Transcribe the material word for word, but without the images.

BEGIN Material

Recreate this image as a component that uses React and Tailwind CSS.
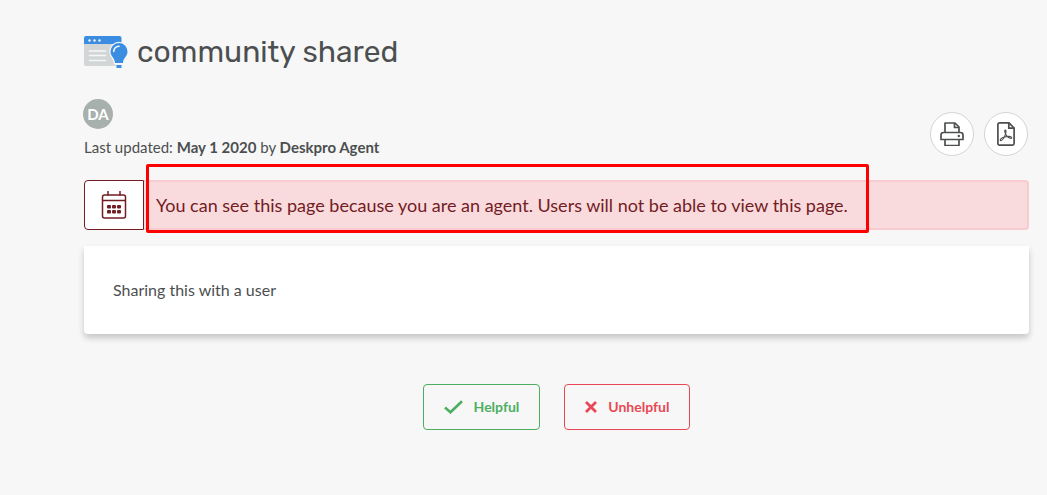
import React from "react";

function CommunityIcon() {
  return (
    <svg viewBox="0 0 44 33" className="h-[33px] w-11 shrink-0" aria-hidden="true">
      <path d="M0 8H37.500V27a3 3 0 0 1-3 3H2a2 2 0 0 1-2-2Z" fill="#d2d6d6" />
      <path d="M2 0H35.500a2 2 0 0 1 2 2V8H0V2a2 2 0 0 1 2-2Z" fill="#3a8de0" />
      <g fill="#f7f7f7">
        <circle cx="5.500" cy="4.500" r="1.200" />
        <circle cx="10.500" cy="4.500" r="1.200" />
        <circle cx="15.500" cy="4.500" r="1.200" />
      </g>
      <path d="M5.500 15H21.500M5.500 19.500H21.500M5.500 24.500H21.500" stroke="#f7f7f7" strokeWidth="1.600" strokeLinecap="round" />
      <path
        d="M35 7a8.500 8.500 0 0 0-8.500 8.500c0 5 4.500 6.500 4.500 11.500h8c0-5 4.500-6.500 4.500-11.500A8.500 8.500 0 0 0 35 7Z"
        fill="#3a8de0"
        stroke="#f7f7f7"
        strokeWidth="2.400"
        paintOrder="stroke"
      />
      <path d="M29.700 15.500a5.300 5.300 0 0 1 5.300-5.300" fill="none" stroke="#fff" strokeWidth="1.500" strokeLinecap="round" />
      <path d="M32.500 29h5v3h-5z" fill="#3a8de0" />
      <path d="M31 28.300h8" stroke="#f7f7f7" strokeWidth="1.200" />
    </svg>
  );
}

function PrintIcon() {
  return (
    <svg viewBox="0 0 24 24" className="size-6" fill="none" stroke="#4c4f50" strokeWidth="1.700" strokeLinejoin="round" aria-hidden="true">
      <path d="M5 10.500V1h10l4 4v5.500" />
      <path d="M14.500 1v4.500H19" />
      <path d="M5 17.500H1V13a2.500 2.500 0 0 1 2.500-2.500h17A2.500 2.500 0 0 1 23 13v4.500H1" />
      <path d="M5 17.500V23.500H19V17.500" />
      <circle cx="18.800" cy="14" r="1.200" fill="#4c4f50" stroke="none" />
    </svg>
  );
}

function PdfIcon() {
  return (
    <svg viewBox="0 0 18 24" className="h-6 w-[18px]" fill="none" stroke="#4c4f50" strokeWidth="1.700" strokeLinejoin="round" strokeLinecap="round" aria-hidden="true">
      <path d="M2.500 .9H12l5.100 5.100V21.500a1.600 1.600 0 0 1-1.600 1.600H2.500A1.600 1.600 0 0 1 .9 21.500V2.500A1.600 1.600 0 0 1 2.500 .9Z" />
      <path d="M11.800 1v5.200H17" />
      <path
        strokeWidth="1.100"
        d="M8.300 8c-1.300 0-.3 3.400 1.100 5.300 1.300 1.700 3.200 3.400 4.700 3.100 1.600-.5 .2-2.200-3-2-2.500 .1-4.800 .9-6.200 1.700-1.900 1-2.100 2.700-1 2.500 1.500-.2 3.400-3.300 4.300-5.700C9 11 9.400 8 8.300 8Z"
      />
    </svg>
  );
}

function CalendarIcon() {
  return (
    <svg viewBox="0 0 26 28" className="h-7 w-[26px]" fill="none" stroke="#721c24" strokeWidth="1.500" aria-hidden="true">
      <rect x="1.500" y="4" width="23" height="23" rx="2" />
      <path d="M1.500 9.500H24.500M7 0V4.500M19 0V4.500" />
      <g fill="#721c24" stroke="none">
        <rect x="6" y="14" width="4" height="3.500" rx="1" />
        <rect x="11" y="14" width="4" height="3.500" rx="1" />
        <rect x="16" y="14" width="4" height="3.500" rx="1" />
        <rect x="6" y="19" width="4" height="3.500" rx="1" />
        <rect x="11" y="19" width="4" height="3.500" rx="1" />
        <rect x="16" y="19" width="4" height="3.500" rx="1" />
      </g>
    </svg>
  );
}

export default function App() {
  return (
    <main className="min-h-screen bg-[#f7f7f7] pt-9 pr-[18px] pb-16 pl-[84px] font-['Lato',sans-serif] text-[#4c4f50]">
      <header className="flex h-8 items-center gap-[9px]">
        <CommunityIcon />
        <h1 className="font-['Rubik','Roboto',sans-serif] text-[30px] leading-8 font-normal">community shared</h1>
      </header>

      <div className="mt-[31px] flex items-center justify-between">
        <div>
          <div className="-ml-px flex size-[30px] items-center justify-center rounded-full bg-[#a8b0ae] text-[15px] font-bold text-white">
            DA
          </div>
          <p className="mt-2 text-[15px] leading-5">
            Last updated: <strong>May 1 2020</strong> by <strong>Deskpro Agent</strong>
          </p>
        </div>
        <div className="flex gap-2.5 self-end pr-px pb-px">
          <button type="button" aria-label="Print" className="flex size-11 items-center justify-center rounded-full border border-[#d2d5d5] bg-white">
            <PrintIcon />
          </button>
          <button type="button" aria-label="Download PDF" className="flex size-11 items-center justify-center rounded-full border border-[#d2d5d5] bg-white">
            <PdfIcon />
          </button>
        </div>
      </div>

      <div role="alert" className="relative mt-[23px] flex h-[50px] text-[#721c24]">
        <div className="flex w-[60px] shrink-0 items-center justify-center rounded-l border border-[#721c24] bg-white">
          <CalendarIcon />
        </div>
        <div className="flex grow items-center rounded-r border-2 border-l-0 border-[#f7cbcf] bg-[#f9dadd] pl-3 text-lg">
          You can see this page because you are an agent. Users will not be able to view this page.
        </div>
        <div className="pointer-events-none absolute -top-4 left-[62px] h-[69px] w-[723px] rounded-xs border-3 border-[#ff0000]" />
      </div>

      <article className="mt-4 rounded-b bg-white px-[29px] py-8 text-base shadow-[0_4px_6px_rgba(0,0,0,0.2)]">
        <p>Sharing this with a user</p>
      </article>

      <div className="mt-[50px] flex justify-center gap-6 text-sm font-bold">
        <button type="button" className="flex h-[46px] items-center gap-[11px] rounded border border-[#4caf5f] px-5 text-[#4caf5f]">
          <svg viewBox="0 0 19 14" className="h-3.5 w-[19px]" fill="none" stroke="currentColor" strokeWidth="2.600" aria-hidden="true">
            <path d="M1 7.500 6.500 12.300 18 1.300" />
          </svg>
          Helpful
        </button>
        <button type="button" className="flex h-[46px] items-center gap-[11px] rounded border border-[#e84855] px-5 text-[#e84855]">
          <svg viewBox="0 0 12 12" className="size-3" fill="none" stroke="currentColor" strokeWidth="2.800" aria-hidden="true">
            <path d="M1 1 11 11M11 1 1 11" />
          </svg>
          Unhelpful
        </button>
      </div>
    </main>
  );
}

END Material

◆ Solution for this exercise
Recreate this image as a component that uses React and Tailwind CSS.
import React from "react";

function CommunityIcon() {
  return (
    <svg viewBox="0 0 44 33" className="h-[33px] w-11 shrink-0" aria-hidden="true">
      <path d="M0 8H37.500V27a3 3 0 0 1-3 3H2a2 2 0 0 1-2-2Z" fill="#d2d6d6" />
      <path d="M2 0H35.500a2 2 0 0 1 2 2V8H0V2a2 2 0 0 1 2-2Z" fill="#3a8de0" />
      <g fill="#f7f7f7">
        <circle cx="5.500" cy="4.500" r="1.200" />
        <circle cx="10.500" cy="4.500" r="1.200" />
        <circle cx="15.500" cy="4.500" r="1.200" />
      </g>
      <path d="M5.500 15H21.500M5.500 19.500H21.500M5.500 24.500H21.500" stroke="#f7f7f7" strokeWidth="1.600" strokeLinecap="round" />
      <path
        d="M35 7a8.500 8.500 0 0 0-8.500 8.500c0 5 4.500 6.500 4.500 11.500h8c0-5 4.500-6.500 4.500-11.500A8.500 8.500 0 0 0 35 7Z"
        fill="#3a8de0"
        stroke="#f7f7f7"
        strokeWidth="2.400"
        paintOrder="stroke"
      />
      <path d="M29.700 15.500a5.300 5.300 0 0 1 5.300-5.300" fill="none" stroke="#fff" strokeWidth="1.500" strokeLinecap="round" />
      <path d="M32.500 29h5v3h-5z" fill="#3a8de0" />
      <path d="M31 28.300h8" stroke="#f7f7f7" strokeWidth="1.200" />
    </svg>
  );
}

function PrintIcon() {
  return (
    <svg viewBox="0 0 24 24" className="size-6" fill="none" stroke="#4c4f50" strokeWidth="1.700" strokeLinejoin="round" aria-hidden="true">
      <path d="M5 10.500V1h10l4 4v5.500" />
      <path d="M14.500 1v4.500H19" />
      <path d="M5 17.500H1V13a2.500 2.500 0 0 1 2.500-2.500h17A2.500 2.500 0 0 1 23 13v4.500H1" />
      <path d="M5 17.500V23.500H19V17.500" />
      <circle cx="18.800" cy="14" r="1.200" fill="#4c4f50" stroke="none" />
    </svg>
  );
}

function PdfIcon() {
  return (
    <svg viewBox="0 0 18 24" className="h-6 w-[18px]" fill="none" stroke="#4c4f50" strokeWidth="1.700" strokeLinejoin="round" strokeLinecap="round" aria-hidden="true">
      <path d="M2.500 .9H12l5.100 5.100V21.500a1.600 1.600 0 0 1-1.600 1.600H2.500A1.600 1.600 0 0 1 .9 21.500V2.500A1.600 1.600 0 0 1 2.500 .9Z" />
      <path d="M11.800 1v5.200H17" />
      <path
        strokeWidth="1.100"
        d="M8.300 8c-1.300 0-.3 3.400 1.100 5.300 1.300 1.700 3.200 3.400 4.700 3.100 1.600-.5 .2-2.200-3-2-2.500 .1-4.800 .9-6.200 1.700-1.900 1-2.100 2.700-1 2.500 1.500-.2 3.400-3.300 4.300-5.700C9 11 9.400 8 8.300 8Z"
      />
    </svg>
  );
}

function CalendarIcon() {
  return (
    <svg viewBox="0 0 26 28" className="h-7 w-[26px]" fill="none" stroke="#721c24" strokeWidth="1.500" aria-hidden="true">
      <rect x="1.500" y="4" width="23" height="23" rx="2" />
      <path d="M1.500 9.500H24.500M7 0V4.500M19 0V4.500" />
      <g fill="#721c24" stroke="none">
        <rect x="6" y="14" width="4" height="3.500" rx="1" />
        <rect x="11" y="14" width="4" height="3.500" rx="1" />
        <rect x="16" y="14" width="4" height="3.500" rx="1" />
        <rect x="6" y="19" width="4" height="3.500" rx="1" />
        <rect x="11" y="19" width="4" height="3.500" rx="1" />
        <rect x="16" y="19" width="4" height="3.500" rx="1" />
      </g>
    </svg>
  );
}

export default function App() {
  return (
    <main className="min-h-screen bg-[#f7f7f7] pt-9 pr-[18px] pb-16 pl-[84px] font-['Lato',sans-serif] text-[#4c4f50]">
      <header className="flex h-8 items-center gap-[9px]">
        <CommunityIcon />
        <h1 className="font-['Rubik','Roboto',sans-serif] text-[30px] leading-8 font-normal">community shared</h1>
      </header>

      <div className="mt-[31px] flex items-center justify-between">
        <div>
          <div className="-ml-px flex size-[30px] items-center justify-center rounded-full bg-[#a8b0ae] text-[15px] font-bold text-white">
            DA
          </div>
          <p className="mt-2 text-[15px] leading-5">
            Last updated: <strong>May 1 2020</strong> by <strong>Deskpro Agent</strong>
          </p>
        </div>
        <div className="flex gap-2.5 self-end pr-px pb-px">
          <button type="button" aria-label="Print" className="flex size-11 items-center justify-center rounded-full border border-[#d2d5d5] bg-white">
            <PrintIcon />
          </button>
          <button type="button" aria-label="Download PDF" className="flex size-11 items-center justify-center rounded-full border border-[#d2d5d5] bg-white">
            <PdfIcon />
          </button>
        </div>
      </div>

      <div role="alert" className="relative mt-[23px] flex h-[50px] text-[#721c24]">
        <div className="flex w-[60px] shrink-0 items-center justify-center rounded-l border border-[#721c24] bg-white">
          <CalendarIcon />
        </div>
        <div className="flex grow items-center rounded-r border-2 border-l-0 border-[#f7cbcf] bg-[#f9dadd] pl-3 text-lg">
          You can see this page because you are an agent. Users will not be able to view this page.
        </div>
        <div className="pointer-events-none absolute -top-4 left-[62px] h-[69px] w-[723px] rounded-xs border-3 border-[#ff0000]" />
      </div>

      <article className="mt-4 rounded-b bg-white px-[29px] py-8 text-base shadow-[0_4px_6px_rgba(0,0,0,0.2)]">
        <p>Sharing this with a user</p>
      </article>

      <div className="mt-[50px] flex justify-center gap-6 text-sm font-bold">
        <button type="button" className="flex h-[46px] items-center gap-[11px] rounded border border-[#4caf5f] px-5 text-[#4caf5f]">
          <svg viewBox="0 0 19 14" className="h-3.5 w-[19px]" fill="none" stroke="currentColor" strokeWidth="2.600" aria-hidden="true">
            <path d="M1 7.500 6.500 12.300 18 1.300" />
          </svg>
          Helpful
        </button>
        <button type="button" className="flex h-[46px] items-center gap-[11px] rounded border border-[#e84855] px-5 text-[#e84855]">
          <svg viewBox="0 0 12 12" className="size-3" fill="none" stroke="currentColor" strokeWidth="2.800" aria-hidden="true">
            <path d="M1 1 11 11M11 1 1 11" />
          </svg>
          Unhelpful
        </button>
      </div>
    </main>
  );
}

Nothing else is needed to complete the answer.